─── Information provided

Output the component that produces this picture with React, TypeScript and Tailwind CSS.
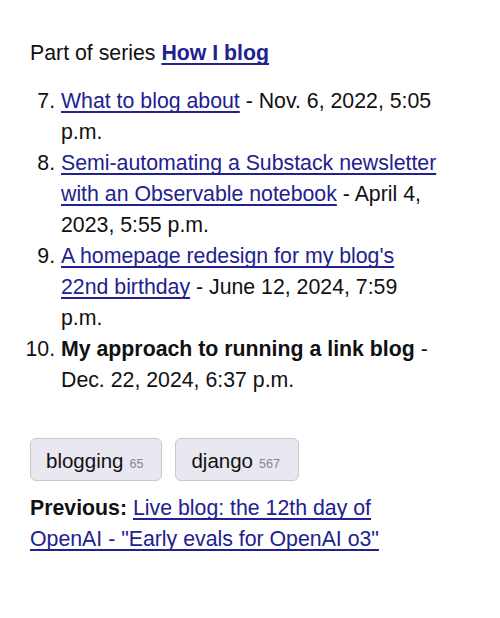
import React from 'react'

const link = 'text-[#21218f] underline decoration-[1.5px] underline-offset-[3px] [text-decoration-skip-ink:none]'

type Entry = { n: number; title: string; date: string; current?: boolean }

const entries: Entry[] = [
  { n: 7, title: 'What to blog about', date: 'Nov. 6, 2022, 5:05 p.m.' },
  { n: 8, title: 'Semi-automating a Substack newsletter with an Observable notebook', date: 'April 4, 2023, 5:55 p.m.' },
  { n: 9, title: "A homepage redesign for my blog's 22nd birthday", date: 'June 12, 2024, 7:59 p.m.' },
  { n: 10, title: 'My approach to running a link blog', date: 'Dec. 22, 2024, 6:37 p.m.', current: true },
]

function Tag({ name, count }: { name: string; count: number }){
  return (
    <a href="#" className="inline-flex items-baseline h-[43px] pt-[9px] pl-[15px] pr-[18px] rounded-[6px] border border-[#c9c7cf] bg-[#e9e7ef] text-[#111]">
      <span className="text-[20.5px] leading-[25px]">{name}</span>
      <span className="ml-[6px] text-[12.5px] text-[#888]">{count}</span>
    </a>
  )
}

export default function App(){
  return (
    <div className="min-h-[618px] bg-white text-[#111] pl-[30px] pr-[56px] pt-[38px] text-[21.3px] leading-[31px]" style={{ fontFamily: '"Liberation Sans", Arial, sans-serif' }}>
      <p>Part of series <a href="#" className={`${link} font-bold`}>How I blog</a></p>
      <ol start={7} className="list-decimal pl-[31px] mt-[17px]">
        {entries.map(e => (
          <li key={e.n}>
            {e.current
              ? <strong>{e.title}</strong>
              : <a href="#" className={link}>{e.title}</a>}
            {' - '}{e.date}
          </li>
        ))}
      </ol>
      <div className="flex gap-[13px] mt-[42px]">
        <Tag name="blogging" count={65} />
        <Tag name="django" count={567} />
      </div>
      <p className="mt-[12px]">
        <strong>Previous:</strong> <a href="#" className={link}>Live blog: the 12th day of OpenAI - "Early evals for OpenAI o3"</a>
      </p>
    </div>
  )
}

──────

= Set task =
Skip every picture and transcribe the data above exactly.

= Output below =
Output the component that produces this picture with React, TypeScript and Tailwind CSS.
import React from 'react'

const link = 'text-[#21218f] underline decoration-[1.5px] underline-offset-[3px] [text-decoration-skip-ink:none]'

type Entry = { n: number; title: string; date: string; current?: boolean }

const entries: Entry[] = [
  { n: 7, title: 'What to blog about', date: 'Nov. 6, 2022, 5:05 p.m.' },
  { n: 8, title: 'Semi-automating a Substack newsletter with an Observable notebook', date: 'April 4, 2023, 5:55 p.m.' },
  { n: 9, title: "A homepage redesign for my blog's 22nd birthday", date: 'June 12, 2024, 7:59 p.m.' },
  { n: 10, title: 'My approach to running a link blog', date: 'Dec. 22, 2024, 6:37 p.m.', current: true },
]

function Tag({ name, count }: { name: string; count: number }){
  return (
    <a href="#" className="inline-flex items-baseline h-[43px] pt-[9px] pl-[15px] pr-[18px] rounded-[6px] border border-[#c9c7cf] bg-[#e9e7ef] text-[#111]">
      <span className="text-[20.5px] leading-[25px]">{name}</span>
      <span className="ml-[6px] text-[12.5px] text-[#888]">{count}</span>
    </a>
  )
}

export default function App(){
  return (
    <div className="min-h-[618px] bg-white text-[#111] pl-[30px] pr-[56px] pt-[38px] text-[21.3px] leading-[31px]" style={{ fontFamily: '"Liberation Sans", Arial, sans-serif' }}>
      <p>Part of series <a href="#" className={`${link} font-bold`}>How I blog</a></p>
      <ol start={7} className="list-decimal pl-[31px] mt-[17px]">
        {entries.map(e => (
          <li key={e.n}>
            {e.current
              ? <strong>{e.title}</strong>
              : <a href="#" className={link}>{e.title}</a>}
            {' - '}{e.date}
          </li>
        ))}
      </ol>
      <div className="flex gap-[13px] mt-[42px]">
        <Tag name="blogging" count={65} />
        <Tag name="django" count={567} />
      </div>
      <p className="mt-[12px]">
        <strong>Previous:</strong> <a href="#" className={link}>Live blog: the 12th day of OpenAI - "Early evals for OpenAI o3"</a>
      </p>
    </div>
  )
}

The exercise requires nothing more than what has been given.